Ganz klar: nein. Als die Planung für die neue Fabrik für das Trinity-Projekt begonnen hatte, war der Bedarf da. Denn im bestehenden Werk wäre die Einrüstung des neuen Modells auf SSP-Plattform im laufenden Betrieb nicht möglich gewesen. Und wir reden schließlich von einem Modell und einer Plattform, die die Zukunft von Volkswagen prägen wird. Mittlerweile haben sich die Vorzeichen geändert: Trinity geht nicht nach Wolfsburg, sondern nach Zwickau. Das freut mich sehr für die Kolleginnen und Kollegen dort, die dort ja schon seit 2019 in der Pionierrolle stehen! Gleichzeitig kommen neue Modelle nach Wolfsburg, darunter ein neuer Golf auf der SSP-Plattform. Diese Pläne funktionieren zum Glück im bestehenden Werk, also ohne Neubau. Dafür muss es an vielen Stellen in erheblichem Maße modernisiert werden. Das sehe ich sehr positiv.
Über das Performance Programm „Accelerate Forward“ soll die Marke VW nachhaltig 10 Milliarden Euro einsparen. Was bedeuten die bisherigen Ergebnisse aus der Planungsrunde für das Performance Programm?
Noch ist ja gar nicht beschlossen, wo die 10 Milliarden Euro Einsparung im Performance Programm für die Marke herkommen sollen. Hier habe ich Markenchef Thomas Schäfer auf unserer jüngsten Betriebsversammlung aufgefordert, Vorschläge auf den Tisch zu legen und ein Zielbild für die Zukunft zu formulieren. Insofern kann das Performance Programm keinen direkten Einfluss auf die Planungsrunde haben. Aber natürlich gibt es da eine große Schnittmenge: Bei der Werkbelegung stehen die Wirtschaftlichkeit der Produkte und die damit verbundenen Investitionen diesmal unter besonders hohem Erfolgsdruck.
Wir hören Ergebnisse für Wolfsburg, Hannover, Emden, Sachsen und Osnabrück. Was ist mit den Komponentenwerken, also Braunschweig, Chemnitz, Kassel und Salzgitter?
Die Komponente ist im zweiten Schritt an der Reihe. Aber nicht, weil sie uns weniger wichtig wäre, sondern weil das die Logik der Reihenfolge ist. Bereits mit den Produktfestlegungen für die fahrzeugbauenden Werke sind jetzt wichtige Vorentscheidungen für die Komponente gefallen. Das Gesamtpaket für die Komponente bringen wir nun in den nächsten Wochen ins Ziel – und sobald wie möglich informieren wir natürlich darüber, wie auch jetzt über die fahrzeugbauenden Werke.
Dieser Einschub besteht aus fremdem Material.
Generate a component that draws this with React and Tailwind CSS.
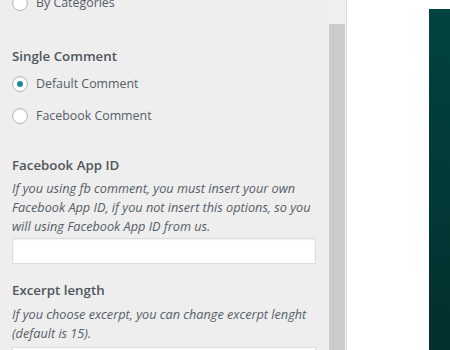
import React from 'react';

const Radio = ({ label, checked }) => (
  <label className="flex items-center gap-[8px] h-[32px]">
    <span className="w-[16px] h-[16px] rounded-full border border-[#b4b9be] bg-white flex items-center justify-center shadow-[inset_0_1px_2px_rgba(0,0,0,0.1)]">
      {checked && <span className="w-[6px] h-[6px] rounded-full bg-[#1f8a9e]" />}
    </span>
    <span className="text-[12.4px] text-[#555d66]">{label}</span>
  </label>
);

const Title = ({ children }) => (
  <div className="text-[13.3px] font-semibold text-[#50555b] leading-[24px]">{children}</div>
);

const Desc = ({ children }) => (
  <p className="text-[12.7px] italic text-[#555d66] leading-[19px]">{children}</p>
);

export default function App() {
  return (
    <div className="flex h-[350px] w-[450px] overflow-hidden bg-white" style={{ fontFamily: '"Open Sans", "Noto Sans", sans-serif' }}>
      <div className="w-[328px] bg-[#eeeeee] px-[12px] overflow-hidden">
        <div className="-mt-[13px]">
          <Radio label="By Categories" />
        </div>
        <div className="mt-[25px]">
          <Title>Single Comment</Title>
          <div>
            <Radio label="Default Comment" checked />
            <Radio label="Facebook Comment" />
          </div>
        </div>
        <div className="mt-[21px]">
          <Title>Facebook App ID</Title>
          <div className="mt-[2px]">
            <Desc>
              If you using fb comment, you must insert your own Facebook App ID, if you not insert this options, so you will using Facebook App ID from us.
            </Desc>
          </div>
          <div className="mt-[2px] h-[26px] bg-white border border-[#dddddd] shadow-[inset_0_1px_2px_rgba(0,0,0,0.07)]" />
        </div>
        <div className="mt-[14px]">
          <Title>Excerpt length</Title>
          <div className="mt-[3px]">
            <Desc>If you choose excerpt, you can change excerpt lenght (default is 15).</Desc>
          </div>
          <div className="mt-[4px] h-[26px] bg-white border border-[#dddddd]" />
        </div>
      </div>
      <div className="w-[19px] bg-[#f0f0f0] border-r border-[#dcdcdc] flex flex-col pl-[1px] pr-[1px]">
        <div className="h-[24px]" />
        <div className="flex-1 bg-[#cccccc] flex">
          <div className="w-[5px] border-r border-[#c4c4c4]" />
        </div>
      </div>
      <div className="flex-1 flex justify-end pt-[9px]">
        <div className="w-[21px] bg-gradient-to-b from-[#03433f] to-[#02302e]" />
      </div>
    </div>
  );
}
Wie geht es nach der Planungsrunde 72 weiter? Ist dann ein Jahr lang Ruhe?
Zunächst einmal geht es in die Umsetzung der erfolgten Beschlüsse. Das werden wir mit dem Gesamtbetriebsrat und den Arbeitnehmervertretungen vor Ort aufmerksam und aktiv begleiten. Und dann setzen wir uns für die Planungsrunde 73 nicht erst ein paar Tage vorher zusammen. Das ist ein fortlaufender Prozess über das ganze Jahr. Darin fließen Entwicklungen aus den Märkten, aus Wirtschaft und Politik und nicht zuletzt aus unseren Werken ein. Wenn man so will, läuft die Planungsrunde 73 also schon.